I was reading a particularly good story (Brave Girl, Quiet Girl by Catherine Ryan Hyde)  the other day and it set me to wondering;  when was my first memory of a story being told to me. The very first one? I must have been three or four when I first heard of Cinderella. Many stories were told orally by my mother.   It’s really amazing how many fairy tales she knew by heart. I believe that began my life-long-love of story telling.  When I got a little older, my mother went on to tell me hundreds of stories about her five sisters and their growing up in the woods of Tumwater, Washington.  (Wild Violets)

At about age eighteen my sister gave me three books by Erich Maria Remarque.
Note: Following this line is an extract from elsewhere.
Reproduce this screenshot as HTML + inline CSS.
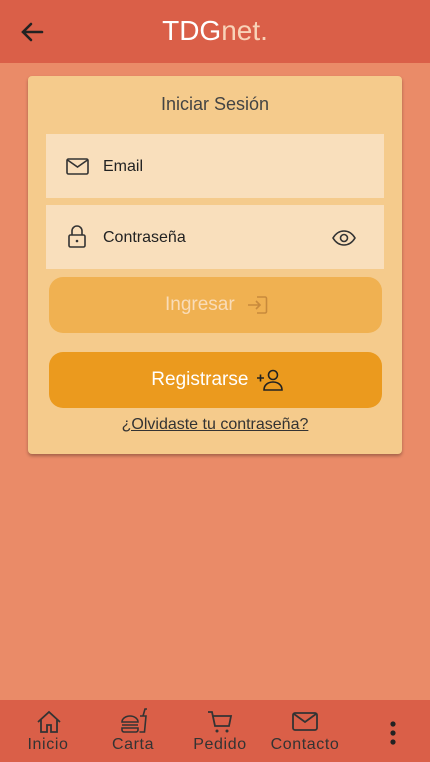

I don’t remember why those particular books, or why that author. Arch of Triumph, A Time to Love and A Time to Die, and All Quiet on the Western Front. (First Editions, copyright 1954) I wasn’t a reader of books; a typical teenager who got plenty of assigned reading in high school left no time for pleasure reading. Sigh. I can’t believe I was ever of that mindset!

 I had idolized my big sister since birth and wanted to please her in all things so I began reading the first book. I was enthralled with the writing and the story. Sixty years later I still have those books; From that moment on I have always had a book in my hands. 

There came a time when I felt I should try my hand at ‘storytelling’.  Writing plays at first. Telling a story in less than 100 pages. It came so naturally. Friends who read my plays wanted more of the stories; fleshed out as it were. (What happened to the characters after the play was over; what were their lives like before the play began?) and they insisted I expand the stage play into a full length novel. Which, even though it took me years of labor, I did. 

As I lived my life I was always the one who sought out stories. I never tired of my mother’s tales about her and her sisters and what hellions they were. My own library of books grew and grew.  Walls  of books.

Around 1994, I sat down and wrote my first stage play…and as they say…the rest is history! By this time I had read hundreds of scripts (during my acting career)  so I found it extraordinarily easy to write in that format. It certainly sharpened my skills at writing dialogue. Along the way, I discovered that ten minute plays were very popular and for me, easy and fun to write. 

In another life I must have been a forensics detective because, as a hobby, I love murder, gore, forensics and clues. Characters come first for me when writing and one day Detectives Jack O’Roarke and Stella Garcia popped into my head. They were fully formed and rarin’-ta-go!  (World of Murder).

My advice to writers? If you’re just starting out, tell a story you know . You can always research a topic that you don’t know anything about but your writing will take longer, because you must get it right.  Keep writing!